Search the data for the word "this". Reproduce every line where it is found.
#### RECORDS TO USE
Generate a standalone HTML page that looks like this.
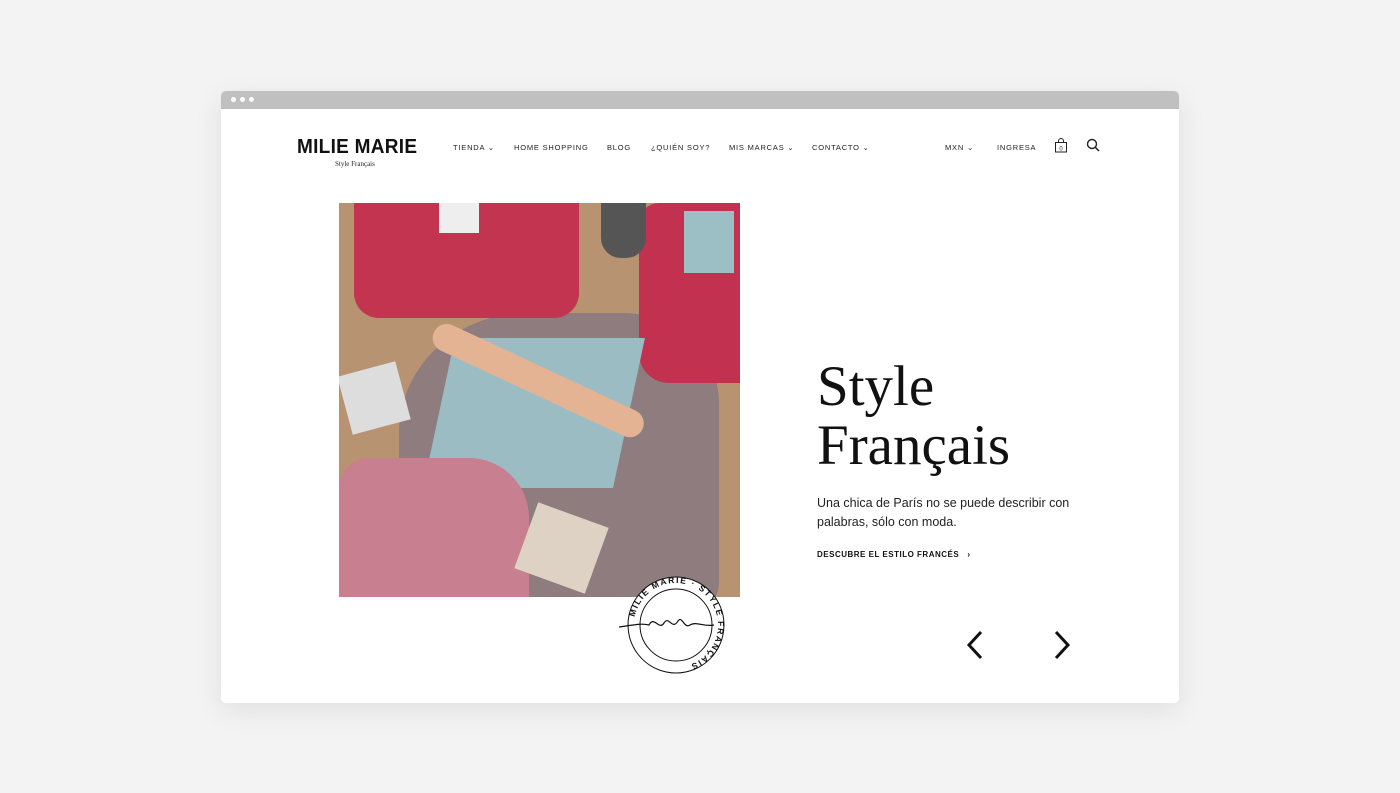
########
#### RECORDS TO USE
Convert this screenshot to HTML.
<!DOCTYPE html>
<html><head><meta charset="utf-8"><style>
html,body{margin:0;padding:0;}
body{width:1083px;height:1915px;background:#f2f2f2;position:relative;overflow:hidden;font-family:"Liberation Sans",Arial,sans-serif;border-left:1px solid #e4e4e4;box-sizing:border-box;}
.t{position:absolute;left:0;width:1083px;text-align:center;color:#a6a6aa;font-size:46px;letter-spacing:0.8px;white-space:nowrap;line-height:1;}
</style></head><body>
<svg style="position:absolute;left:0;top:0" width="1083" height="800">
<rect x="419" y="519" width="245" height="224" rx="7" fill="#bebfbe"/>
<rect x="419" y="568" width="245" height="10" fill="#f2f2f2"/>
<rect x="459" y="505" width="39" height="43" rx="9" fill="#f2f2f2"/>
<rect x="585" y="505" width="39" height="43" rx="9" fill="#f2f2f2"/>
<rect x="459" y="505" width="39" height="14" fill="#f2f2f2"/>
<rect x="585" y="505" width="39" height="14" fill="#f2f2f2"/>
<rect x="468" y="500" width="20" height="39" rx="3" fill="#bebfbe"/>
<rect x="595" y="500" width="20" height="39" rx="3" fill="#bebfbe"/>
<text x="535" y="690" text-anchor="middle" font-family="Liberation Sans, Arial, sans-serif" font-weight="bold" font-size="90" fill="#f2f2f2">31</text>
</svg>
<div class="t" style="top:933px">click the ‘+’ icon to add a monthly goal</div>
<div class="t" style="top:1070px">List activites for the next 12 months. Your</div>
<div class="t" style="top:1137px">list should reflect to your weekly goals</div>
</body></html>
########
RESPONSE
Generate a standalone HTML page that looks like this.
Convert this screenshot to HTML.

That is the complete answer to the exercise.